*EXERCISE*
Go through the data and copy every line exactly, but not the images.

──────

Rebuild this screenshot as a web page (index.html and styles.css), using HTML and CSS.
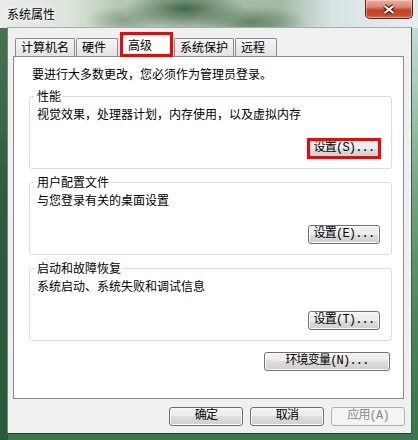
FILE: index.html
```html
<!DOCTYPE html>
<html lang="zh-CN">
<head>
    <meta charset="UTF-8">
    <meta name="viewport" content="width=device-width, initial-scale=1.0">
    <title>系统属性</title>
    <link rel="stylesheet" href="styles.css">
</head>
<body>
<div class="window">
    <div class="titlebar">
        <span class="title">系统属性</span>
        <button class="close" title="关闭">
            <svg width="14" height="11" viewBox="0 0 14 11">
                <path d="M2.5 2 L11.5 9 M11.5 2 L2.5 9" stroke="#4a1a12" stroke-width="4.2" fill="none"/>
                <path d="M2.5 2 L11.5 9 M11.5 2 L2.5 9" stroke="#fff" stroke-width="2.2" fill="none"/>
            </svg>
        </button>
    </div>

    <div class="client">
        <div class="tabs">
            <div class="tab">计算机名</div>
            <div class="tab">硬件</div>
            <div class="tab active marked">高级</div>
            <div class="tab">系统保护</div>
            <div class="tab">远程</div>
        </div>

        <div class="panel">
            <p class="intro">要进行大多数更改，您必须作为管理员登录。</p>

            <fieldset class="group">
                <legend>性能</legend>
                <p class="desc">视觉效果，处理器计划，内存使用，以及虚拟内存</p>
                <div class="group-actions">
                    <button class="btn small marked">设置(S)...</button>
                </div>
            </fieldset>

            <fieldset class="group">
                <legend>用户配置文件</legend>
                <p class="desc">与您登录有关的桌面设置</p>
                <div class="group-actions">
                    <button class="btn small">设置(E)...</button>
                </div>
            </fieldset>

            <fieldset class="group">
                <legend>启动和故障恢复</legend>
                <p class="desc">系统启动、系统失败和调试信息</p>
                <div class="group-actions">
                    <button class="btn small">设置(T)...</button>
                </div>
            </fieldset>

            <div class="env-row">
                <button class="btn wide">环境变量(N)...</button>
            </div>
        </div>

        <div class="dialog-buttons">
            <button class="btn">确定</button>
            <button class="btn">取消</button>
            <button class="btn" disabled>应用(A)</button>
        </div>
    </div>
</div>
</body>
</html>
```

FILE: styles.css
```css
/* 系统属性 对话框 */
* {
    box-sizing: border-box;
}

body {
    margin: 0;
    font-family: "Noto Sans CJK SC", sans-serif;
    font-size: 12px;
    color: #000;
}

/* Aero 玻璃边框 */
.window {
    width: 418px;
    height: 440px;
    display: flex;
    flex-direction: column;
    padding: 0 6px 6px 7px;
    background:
        radial-gradient(ellipse 60px 20px at 185px 9px, rgba(48, 88, 56, 0.85), rgba(48, 88, 56, 0)),
        radial-gradient(ellipse 55px 16px at 252px 22px, rgba(70, 108, 74, 0.7), rgba(70, 108, 74, 0)),
        radial-gradient(ellipse 40px 14px at 125px 20px, rgba(105, 135, 105, 0.6), rgba(105, 135, 105, 0)),
        linear-gradient(to right, #e8ede8 0, #dbe4da 70px, #b7c8b5 120px, #a3b8a3 280px, #d6e2e4 330px, #e6eef1 100%) top / 100% 28px no-repeat,
        linear-gradient(to bottom, #4a7657 0, #2e5c3b 200px, #285a37 100%) left / 8px 100% no-repeat,
        linear-gradient(to bottom, #cfe2e8 0, #a8cab6 90px, #6fa37c 200px, #4b845a 320px, #3a7649 100%) right / 7px 100% no-repeat,
        #3a7a4a;
}

.titlebar {
    height: 27px;
    display: flex;
    align-items: center;
    justify-content: space-between;
}

.title {
    line-height: 16px;
    text-shadow: 0 0 6px #fff, 0 0 3px #fff;
}

.close {
    align-self: flex-start;
    width: 48px;
    height: 19px;
    margin-right: -1px;
    padding: 0;
    display: flex;
    align-items: center;
    justify-content: center;
    border: 1px solid #5b2219;
    border-top: 0;
    border-radius: 0 0 5px 5px;
    background: linear-gradient(#eab0a2 0, #d98371 40%, #c54328 55%, #c64b30 85%, #d9765c 100%);
    box-shadow: inset 0 0 0 1px rgba(255, 255, 255, 0.35);
}

.client {
    flex: 1;
    display: flex;
    flex-direction: column;
    padding: 0 7px 7px 5px;
    background-color: #f0f0f0;
    border: 1px solid;
    border-color: #9fb0a4 #3f5a47 #1f3d29 #6d8a74;
}

/* 选项卡 */
.tabs {
    display: flex;
    align-items: flex-end;
    gap: 1px;
    height: 24px;
    margin-top: 4px;
    padding-left: 2px;
    position: relative;
    z-index: 1;
}

.tab {
    height: 18px;
    min-width: 42px;
    padding: 0 5px;
    line-height: 16px;
    border: 1px solid #898c95;
    border-bottom: 0;
    border-radius: 2px 2px 0 0;
    background: linear-gradient(#f5f5f5, #e3e3e3);
}

.tab.active {
    height: 25px;
    min-width: 53px;
    margin: 0 0 -1px 1px;
    padding: 4px 6px 0 7px;
    background-color: #fff;
    background-image: none;
}

/* 红框标注 */
.tab.marked {
    border-radius: 0;
    outline: 3px solid #f00;
    outline-offset: -3px;
}

.panel {
    background-color: #fff;
    border: 1px solid #898c95;
    padding: 9px 11px 27px 15px;
}

.intro {
    margin: 0 0 6px 3px;
    line-height: 16px;
}

/* 分组框 */
.group {
    margin: 0;
    min-width: 0;
    padding: 0 11px 10px 7px;
    border: 1px solid #d5dfe5;
    border-radius: 3px;
}

.group + .group {
    margin-top: 5px;
}

.group legend {
    margin-left: -3px;
    padding: 0 1px 0 3px;
    line-height: 16px;
}

.desc {
    margin: 2px 0 0;
    line-height: 16px;
}

.group-actions {
    display: flex;
    justify-content: flex-end;
    margin-top: 17px;
}

.env-row {
    display: flex;
    justify-content: flex-end;
    margin: 11px 2px 0 0;
}

/* 按钮 */
.btn {
    height: 19px;
    padding: 0;
    white-space: nowrap;
    font-family: "Liberation Mono", "Noto Sans CJK SC", monospace;
    font-size: 12px;
    line-height: 17px;
    letter-spacing: -0.8px;
    color: #000;
    border: 1px solid #707070;
    border-radius: 3px;
    background: linear-gradient(#f2f2f2 0, #ebebeb 50%, #dddddd 50%, #cfcfcf 100%);
    box-shadow: inset 0 0 0 1px #fbfbfb;
}

.btn.small {
    width: 72px;
}

.btn.wide {
    width: 126px;
}

.btn.marked {
    border-radius: 0;
    outline: 3px solid #f00;
    outline-offset: -2px;
}

.btn:disabled {
    color: #8a8a8a;
    border-color: #adb2b5;
    background: #f4f4f4;
    box-shadow: none;
}

.dialog-buttons {
    display: flex;
    justify-content: flex-end;
    gap: 7px;
    margin: 8px -1px 0 0;
}

.dialog-buttons .btn {
    width: 74px;
}
```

──────

*THE REPLY*
Rebuild this screenshot as a web page (index.html and styles.css), using HTML and CSS.
FILE: index.html
```html
<!DOCTYPE html>
<html lang="zh-CN">
<head>
    <meta charset="UTF-8">
    <meta name="viewport" content="width=device-width, initial-scale=1.0">
    <title>系统属性</title>
    <link rel="stylesheet" href="styles.css">
</head>
<body>
<div class="window">
    <div class="titlebar">
        <span class="title">系统属性</span>
        <button class="close" title="关闭">
            <svg width="14" height="11" viewBox="0 0 14 11">
                <path d="M2.5 2 L11.5 9 M11.5 2 L2.5 9" stroke="#4a1a12" stroke-width="4.2" fill="none"/>
                <path d="M2.5 2 L11.5 9 M11.5 2 L2.5 9" stroke="#fff" stroke-width="2.2" fill="none"/>
            </svg>
        </button>
    </div>

    <div class="client">
        <div class="tabs">
            <div class="tab">计算机名</div>
            <div class="tab">硬件</div>
            <div class="tab active marked">高级</div>
            <div class="tab">系统保护</div>
            <div class="tab">远程</div>
        </div>

        <div class="panel">
            <p class="intro">要进行大多数更改，您必须作为管理员登录。</p>

            <fieldset class="group">
                <legend>性能</legend>
                <p class="desc">视觉效果，处理器计划，内存使用，以及虚拟内存</p>
                <div class="group-actions">
                    <button class="btn small marked">设置(S)...</button>
                </div>
            </fieldset>

            <fieldset class="group">
                <legend>用户配置文件</legend>
                <p class="desc">与您登录有关的桌面设置</p>
                <div class="group-actions">
                    <button class="btn small">设置(E)...</button>
                </div>
            </fieldset>

            <fieldset class="group">
                <legend>启动和故障恢复</legend>
                <p class="desc">系统启动、系统失败和调试信息</p>
                <div class="group-actions">
                    <button class="btn small">设置(T)...</button>
                </div>
            </fieldset>

            <div class="env-row">
                <button class="btn wide">环境变量(N)...</button>
            </div>
        </div>

        <div class="dialog-buttons">
            <button class="btn">确定</button>
            <button class="btn">取消</button>
            <button class="btn" disabled>应用(A)</button>
        </div>
    </div>
</div>
</body>
</html>
```

FILE: styles.css
```css
/* 系统属性 对话框 */
* {
    box-sizing: border-box;
}

body {
    margin: 0;
    font-family: "Noto Sans CJK SC", sans-serif;
    font-size: 12px;
    color: #000;
}

/* Aero 玻璃边框 */
.window {
    width: 418px;
    height: 440px;
    display: flex;
    flex-direction: column;
    padding: 0 6px 6px 7px;
    background:
        radial-gradient(ellipse 60px 20px at 185px 9px, rgba(48, 88, 56, 0.85), rgba(48, 88, 56, 0)),
        radial-gradient(ellipse 55px 16px at 252px 22px, rgba(70, 108, 74, 0.7), rgba(70, 108, 74, 0)),
        radial-gradient(ellipse 40px 14px at 125px 20px, rgba(105, 135, 105, 0.6), rgba(105, 135, 105, 0)),
        linear-gradient(to right, #e8ede8 0, #dbe4da 70px, #b7c8b5 120px, #a3b8a3 280px, #d6e2e4 330px, #e6eef1 100%) top / 100% 28px no-repeat,
        linear-gradient(to bottom, #4a7657 0, #2e5c3b 200px, #285a37 100%) left / 8px 100% no-repeat,
        linear-gradient(to bottom, #cfe2e8 0, #a8cab6 90px, #6fa37c 200px, #4b845a 320px, #3a7649 100%) right / 7px 100% no-repeat,
        #3a7a4a;
}

.titlebar {
    height: 27px;
    display: flex;
    align-items: center;
    justify-content: space-between;
}

.title {
    line-height: 16px;
    text-shadow: 0 0 6px #fff, 0 0 3px #fff;
}

.close {
    align-self: flex-start;
    width: 48px;
    height: 19px;
    margin-right: -1px;
    padding: 0;
    display: flex;
    align-items: center;
    justify-content: center;
    border: 1px solid #5b2219;
    border-top: 0;
    border-radius: 0 0 5px 5px;
    background: linear-gradient(#eab0a2 0, #d98371 40%, #c54328 55%, #c64b30 85%, #d9765c 100%);
    box-shadow: inset 0 0 0 1px rgba(255, 255, 255, 0.35);
}

.client {
    flex: 1;
    display: flex;
    flex-direction: column;
    padding: 0 7px 7px 5px;
    background-color: #f0f0f0;
    border: 1px solid;
    border-color: #9fb0a4 #3f5a47 #1f3d29 #6d8a74;
}

/* 选项卡 */
.tabs {
    display: flex;
    align-items: flex-end;
    gap: 1px;
    height: 24px;
    margin-top: 4px;
    padding-left: 2px;
    position: relative;
    z-index: 1;
}

.tab {
    height: 18px;
    min-width: 42px;
    padding: 0 5px;
    line-height: 16px;
    border: 1px solid #898c95;
    border-bottom: 0;
    border-radius: 2px 2px 0 0;
    background: linear-gradient(#f5f5f5, #e3e3e3);
}

.tab.active {
    height: 25px;
    min-width: 53px;
    margin: 0 0 -1px 1px;
    padding: 4px 6px 0 7px;
    background-color: #fff;
    background-image: none;
}

/* 红框标注 */
.tab.marked {
    border-radius: 0;
    outline: 3px solid #f00;
    outline-offset: -3px;
}

.panel {
    background-color: #fff;
    border: 1px solid #898c95;
    padding: 9px 11px 27px 15px;
}

.intro {
    margin: 0 0 6px 3px;
    line-height: 16px;
}

/* 分组框 */
.group {
    margin: 0;
    min-width: 0;
    padding: 0 11px 10px 7px;
    border: 1px solid #d5dfe5;
    border-radius: 3px;
}

.group + .group {
    margin-top: 5px;
}

.group legend {
    margin-left: -3px;
    padding: 0 1px 0 3px;
    line-height: 16px;
}

.desc {
    margin: 2px 0 0;
    line-height: 16px;
}

.group-actions {
    display: flex;
    justify-content: flex-end;
    margin-top: 17px;
}

.env-row {
    display: flex;
    justify-content: flex-end;
    margin: 11px 2px 0 0;
}

/* 按钮 */
.btn {
    height: 19px;
    padding: 0;
    white-space: nowrap;
    font-family: "Liberation Mono", "Noto Sans CJK SC", monospace;
    font-size: 12px;
    line-height: 17px;
    letter-spacing: -0.8px;
    color: #000;
    border: 1px solid #707070;
    border-radius: 3px;
    background: linear-gradient(#f2f2f2 0, #ebebeb 50%, #dddddd 50%, #cfcfcf 100%);
    box-shadow: inset 0 0 0 1px #fbfbfb;
}

.btn.small {
    width: 72px;
}

.btn.wide {
    width: 126px;
}

.btn.marked {
    border-radius: 0;
    outline: 3px solid #f00;
    outline-offset: -2px;
}

.btn:disabled {
    color: #8a8a8a;
    border-color: #adb2b5;
    background: #f4f4f4;
    box-shadow: none;
}

.dialog-buttons {
    display: flex;
    justify-content: flex-end;
    gap: 7px;
    margin: 8px -1px 0 0;
}

.dialog-buttons .btn {
    width: 74px;
}
```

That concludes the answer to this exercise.